- **WHAT YOU HAVE TO DO**: Repeat the listing exactly as given, omitting every image.

----

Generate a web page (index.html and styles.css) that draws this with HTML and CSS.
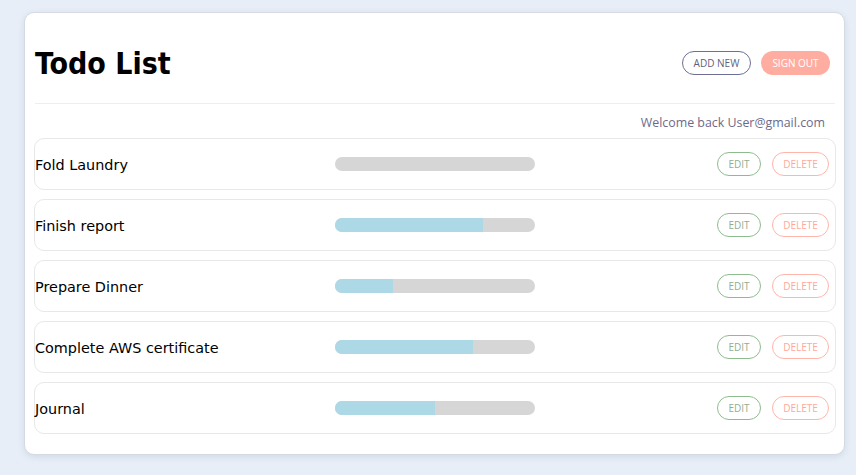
FILE: index.html
```html
<!DOCTYPE html>
<html>
<head>
<meta charset="utf-8">
<link rel="stylesheet" href="styles.css">
</head>
<body>
<div class="card">
  <div class="header">
    <h1 class="title">Todo List</h1>
    <div class="actions">
      <button class="btn btn-add">ADD NEW</button>
      <button class="btn btn-signout">SIGN OUT</button>
    </div>
  </div>
  <div class="divider"></div>
  <div class="welcome">Welcome back User@gmail.com</div>
  <div class="list">
    <div class="row"><div class="name">Fold Laundry</div><div class="bar"><div class="fill" style="width:0%"></div></div><div class="row-actions"><button class="btn btn-edit">EDIT</button><button class="btn btn-delete">DELETE</button></div></div>
    <div class="row"><div class="name">Finish report</div><div class="bar"><div class="fill" style="width:74%"></div></div><div class="row-actions"><button class="btn btn-edit">EDIT</button><button class="btn btn-delete">DELETE</button></div></div>
    <div class="row"><div class="name">Prepare Dinner</div><div class="bar"><div class="fill" style="width:29%"></div></div><div class="row-actions"><button class="btn btn-edit">EDIT</button><button class="btn btn-delete">DELETE</button></div></div>
    <div class="row"><div class="name">Complete AWS certificate</div><div class="bar"><div class="fill" style="width:69%"></div></div><div class="row-actions"><button class="btn btn-edit">EDIT</button><button class="btn btn-delete">DELETE</button></div></div>
    <div class="row"><div class="name">Journal</div><div class="bar"><div class="fill" style="width:50%"></div></div><div class="row-actions"><button class="btn btn-edit">EDIT</button><button class="btn btn-delete">DELETE</button></div></div>
  </div>
</div>
</body>
</html>
```
FILE: styles.css
```css
html, body { margin: 0; padding: 0; }
body {
  background: #e7eef7;
  padding: 12px 11px 0 24px;
  font-family: "DejaVu Sans", sans-serif;
  height: 475px;
  box-sizing: border-box;
}
.card {
  background: #fff;
  border: 1px solid #d5dbe3;
  border-radius: 10px;
  box-shadow: 0 2px 6px rgba(120,140,170,0.2);
  padding: 0 8px 19px 9px;
  height: 443px;
  box-sizing: border-box;
}
.header {
  display: flex;
  align-items: center;
  justify-content: space-between;
  padding: 30px 6px 20px 1px;
  height: 40px;
  box-sizing: content-box;
}
.title {
  margin: 0;
  font-family: "DejaVu Sans Condensed", "DejaVu Sans", sans-serif;
  font-stretch: condensed;
  font-size: 30px;
  font-weight: bold;
  color: #000;
}
.actions { display: flex; gap: 10px; }
.btn {
  font-family: "Open Sans", sans-serif;
  font-size: 10px;
  height: 24px;
  border-radius: 12px;
  background: #fff;
  padding: 0;
  cursor: pointer;
  box-sizing: border-box;
}
.btn-add {
  width: 69px;
  border: 1px solid #6e6e96;
  color: #5f5f80;
}
.btn-signout {
  width: 69px;
  border: none;
  background: #ffada0;
  color: #fff;
}
.divider {
  height: 1px;
  background: #eeeeee;
  margin: 0 1px;
}
.welcome {
  text-align: right;
  font-family: "Open Sans", sans-serif;
  font-size: 12.4px;
  color: #6c6a8c;
  padding: 10px 11px 0 0;
  line-height: 18px;
  height: 24px;
}
.list { display: flex; flex-direction: column; gap: 9px; }
.row {
  display: flex;
  align-items: center;
  height: 52px;
  box-sizing: border-box;
  border: 1px solid #e8e8e8;
  border-radius: 10px;
  padding: 0 6px 0 0;
}
.name {
  width: 300px;
  font-family: "DejaVu Sans", sans-serif;
  font-size: 14.4px;
  color: #000;
  padding-top: 2px;
}
.bar {
  width: 200px;
  height: 14px;
  border-radius: 7px;
  background: #d6d6d6;
  overflow: hidden;
}
.fill { height: 100%; background: #add8e6; }
.row-actions { margin-left: auto; display: flex; gap: 11px; }
.btn-edit {
  width: 44px;
  border: 1px solid #8fbc8f;
  color: #8fae8f;
}
.btn-delete {
  width: 57px;
  border: 1px solid #ffb5aa;
  color: #ffa89b;
}
```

----

- **RESPONSE TO THE TASK**:
Generate a web page (index.html and styles.css) that draws this with HTML and CSS.
FILE: index.html
```html
<!DOCTYPE html>
<html>
<head>
<meta charset="utf-8">
<link rel="stylesheet" href="styles.css">
</head>
<body>
<div class="card">
  <div class="header">
    <h1 class="title">Todo List</h1>
    <div class="actions">
      <button class="btn btn-add">ADD NEW</button>
      <button class="btn btn-signout">SIGN OUT</button>
    </div>
  </div>
  <div class="divider"></div>
  <div class="welcome">Welcome back User@gmail.com</div>
  <div class="list">
    <div class="row"><div class="name">Fold Laundry</div><div class="bar"><div class="fill" style="width:0%"></div></div><div class="row-actions"><button class="btn btn-edit">EDIT</button><button class="btn btn-delete">DELETE</button></div></div>
    <div class="row"><div class="name">Finish report</div><div class="bar"><div class="fill" style="width:74%"></div></div><div class="row-actions"><button class="btn btn-edit">EDIT</button><button class="btn btn-delete">DELETE</button></div></div>
    <div class="row"><div class="name">Prepare Dinner</div><div class="bar"><div class="fill" style="width:29%"></div></div><div class="row-actions"><button class="btn btn-edit">EDIT</button><button class="btn btn-delete">DELETE</button></div></div>
    <div class="row"><div class="name">Complete AWS certificate</div><div class="bar"><div class="fill" style="width:69%"></div></div><div class="row-actions"><button class="btn btn-edit">EDIT</button><button class="btn btn-delete">DELETE</button></div></div>
    <div class="row"><div class="name">Journal</div><div class="bar"><div class="fill" style="width:50%"></div></div><div class="row-actions"><button class="btn btn-edit">EDIT</button><button class="btn btn-delete">DELETE</button></div></div>
  </div>
</div>
</body>
</html>
```
FILE: styles.css
```css
html, body { margin: 0; padding: 0; }
body {
  background: #e7eef7;
  padding: 12px 11px 0 24px;
  font-family: "DejaVu Sans", sans-serif;
  height: 475px;
  box-sizing: border-box;
}
.card {
  background: #fff;
  border: 1px solid #d5dbe3;
  border-radius: 10px;
  box-shadow: 0 2px 6px rgba(120,140,170,0.2);
  padding: 0 8px 19px 9px;
  height: 443px;
  box-sizing: border-box;
}
.header {
  display: flex;
  align-items: center;
  justify-content: space-between;
  padding: 30px 6px 20px 1px;
  height: 40px;
  box-sizing: content-box;
}
.title {
  margin: 0;
  font-family: "DejaVu Sans Condensed", "DejaVu Sans", sans-serif;
  font-stretch: condensed;
  font-size: 30px;
  font-weight: bold;
  color: #000;
}
.actions { display: flex; gap: 10px; }
.btn {
  font-family: "Open Sans", sans-serif;
  font-size: 10px;
  height: 24px;
  border-radius: 12px;
  background: #fff;
  padding: 0;
  cursor: pointer;
  box-sizing: border-box;
}
.btn-add {
  width: 69px;
  border: 1px solid #6e6e96;
  color: #5f5f80;
}
.btn-signout {
  width: 69px;
  border: none;
  background: #ffada0;
  color: #fff;
}
.divider {
  height: 1px;
  background: #eeeeee;
  margin: 0 1px;
}
.welcome {
  text-align: right;
  font-family: "Open Sans", sans-serif;
  font-size: 12.4px;
  color: #6c6a8c;
  padding: 10px 11px 0 0;
  line-height: 18px;
  height: 24px;
}
.list { display: flex; flex-direction: column; gap: 9px; }
.row {
  display: flex;
  align-items: center;
  height: 52px;
  box-sizing: border-box;
  border: 1px solid #e8e8e8;
  border-radius: 10px;
  padding: 0 6px 0 0;
}
.name {
  width: 300px;
  font-family: "DejaVu Sans", sans-serif;
  font-size: 14.4px;
  color: #000;
  padding-top: 2px;
}
.bar {
  width: 200px;
  height: 14px;
  border-radius: 7px;
  background: #d6d6d6;
  overflow: hidden;
}
.fill { height: 100%; background: #add8e6; }
.row-actions { margin-left: auto; display: flex; gap: 11px; }
.btn-edit {
  width: 44px;
  border: 1px solid #8fbc8f;
  color: #8fae8f;
}
.btn-delete {
  width: 57px;
  border: 1px solid #ffb5aa;
  color: #ffa89b;
}
```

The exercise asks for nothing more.